It’s almost 11 p.m. on Halloween in Los Angeles, the openers are done, and there’s a tension in the air, this electric hum: Is he going to make it? Is he even in this city? Nobody really knows. You look at the roadies for clues—first to figure out if your ticket was worth buying, then to figure out if the man you came to see is actually alive. This isn’t theater, some communion between performer and audience; it’s legitimate anxiety. Middle-aged Irishmen, Londoners, and Boston transplants are all nervously chatting about it. This ticket is—uniquely, even within rock music—a gamble. The sitter, the parking garage, the nine-dollar beers—it’s all a dice roll. It could all be for nothing.
The lights dim. The house music comes on: “Straight to Hell,” by The Clash. The crowd starts optimistically stomping to the beat. The band emerges, in full mariachi costume, which doesn’t stop them from looking like (sorry, but they did) undead pirates. Possibly the most grizzled band to ever exist. Deep breath. Is it really gonna happen?
And suddenly, there he is, lightly swaying to center stage. He’s wearing a sombrero and a bathrobe, lit cigarette in one hand and a glass of bourbon in the other. Not that he’s trying or cares, but he doesn’t look good. He looks like he’s off his ass, yeah—but more importantly, he looks sick. Is this gonna work? Am I complicit in something?
Then he barrels into “Streams of Whiskey” with his full-throated roar, as powerful as ever, and the crowd pops like a balloon. The tension’s gone. This is a Pogues show, and Shane MacGowan is singing. The Ramones are gone. Joe Strummer’s gone. Yet Shane MacGowan is here, verifiably alive. And he kills.
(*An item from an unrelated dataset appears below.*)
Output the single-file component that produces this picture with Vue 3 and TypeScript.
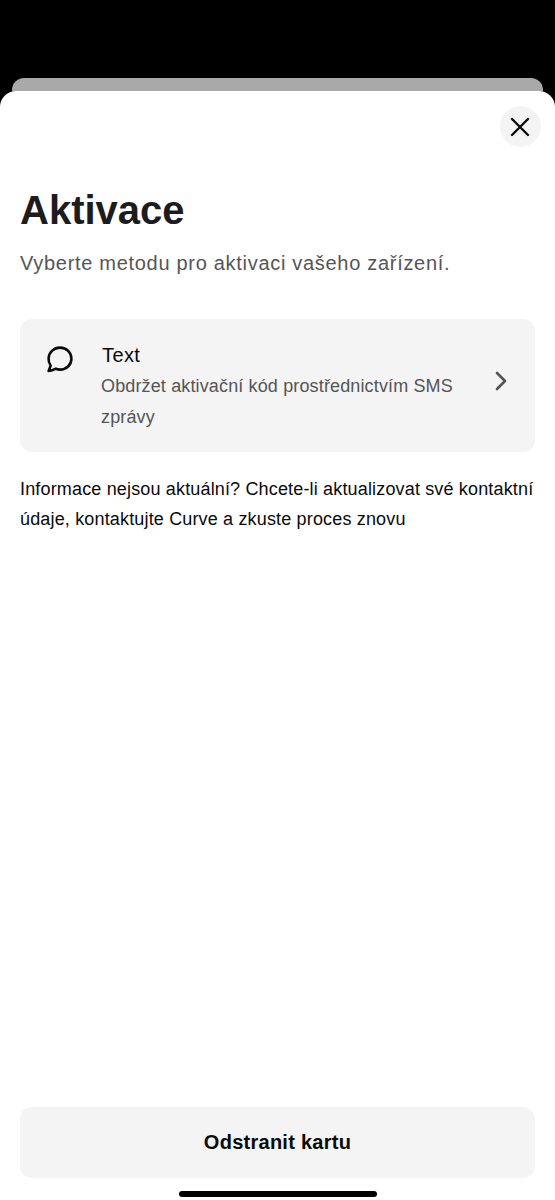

It was my first concert. I convinced my mom to drive me and my brothers to L.A. because it was a cultural emergency. There’s no way Shane MacGowan, one of the great Irish songwriters, will see another year.
That was 16 years ago.
Shane MacGowan died this past Thursday, in Dublin, following a long illness. So many jokes about him, for decades, that he was about to die. And he stubbornly outlived the entire bit. The book Is Shane MacGowan Still Alive? was published in the year 2000. The next year, the Pogues got back together and toured until 2014. In his way, he proved everybody wrong. Maybe furiously gossiping about an artist’s health isn’t the best way to talk about an artist.